In May this year, the RBI published guidelines for issuing new universal banking licenses and specifically excluded “large industrial or business houses”, limiting them to only 10% of equity in a new bank. This effectively bars Reliance, which is known to be keen on adding banking to its petrochemicals, telephone and consumer retail businesses. How Patel manages his old connection to Reliance will be closely watched. Reliance wields huge influence. “You can check out of Reliance, but you can never leave,” one official said, referring to the group’s impressive roster of top-dollar talent and the power of its alumni network.
It is also unclear whether Patel will continue another powerful committee set up to review India’s Fiscal Responsibility and Budget Management Act, which committed governments to limiting the central budget’s fiscal deficit to 3% of GDP. Jaitley has brought the deficit down to 3.9% in 2015-6 and pledged to achieve 3.5% this fiscal year. The new panel has been charged with examining a deficit range, which could offer a spendthrift government more wiggle room.
Here, Patel’s past conservatism on fiscal responsibility would have held back too much generosity. In collaboration with his Yale PhD adviser, Willem Buiter, now Citigroup’s global chief economist, Patel wrote a few significant papers with titles like the seminal “Debt, Deficits and Inflation: An Application to the Public Finances of India” (National Bureau of Economic Research, 1990) and “Fiscal Rules in India: Are They Effective?” (NBER, 2010).
In January 2012, a year before he joined the RBI, Patel and Gangadhar Darbha wrote a paper for the U.S.-based Brookings Institution that heavily criticized India’s inflation-fighting policies. As recently as six months ago, he and Amartya Lahiri wrote a thoughtful RBI paper entitled “Challenges of Effective Monetary Policy in Emerging Economies.”

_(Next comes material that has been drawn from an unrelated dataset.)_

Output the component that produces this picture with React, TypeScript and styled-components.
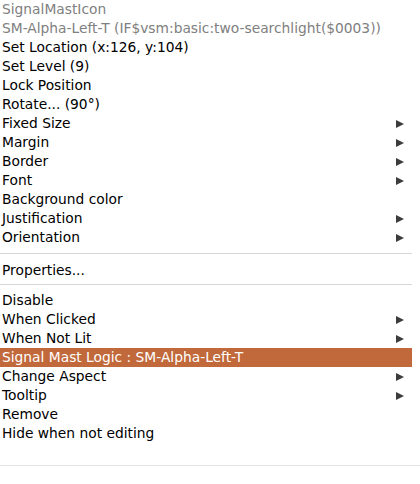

So it is clear over the next three years India’s central bank will be steered by a fiscal and monetary taskmaster who is very academic, even doctrinaire. Patel is a loner, and close associates say he can be aloof and even acerbic. His credentials are nevertheless impeccable.
Different style
in style and background, Patel is a striking contrast to his predecessor Rajan, a brilliant and flamboyant financial and macroeconomic specialist and teacher. A former IMF chief economist, he was educated at India’s best engineering and management schools and earned his doctorate at MIT Sloan. Patel, just a year younger, is a Kenya-born Gujarati and the son of a Nairobi businessman. A naturalized Indian citizen, he had an elite international education at the London School of Economics and Oxford University and earned his doctorate at Yale University.
At Yale, the formidable economist Buiter was clearly a huge influence on Patel. Buiter, a merciless critic of misguided monetary policy and a fiscal conservative like Patel, has a lengthy curriculum vitae featuring his prolific academic writing and a long string of prestigious appointments. Buiter has warned that the global economy is sliding into a prolonged recession, marked by negative real interest rates and disincentives for
savings. Indeed, from a perspective that Patel undoubtedly shares, the world is deglobalizing, protectionism is rising, and factors like China’s slowdown, depressed commodity prices and subdued trade are possibly horsemen of a new apocalypse. How masterfully will the new RBI governor ride the steed of Indian policymaking?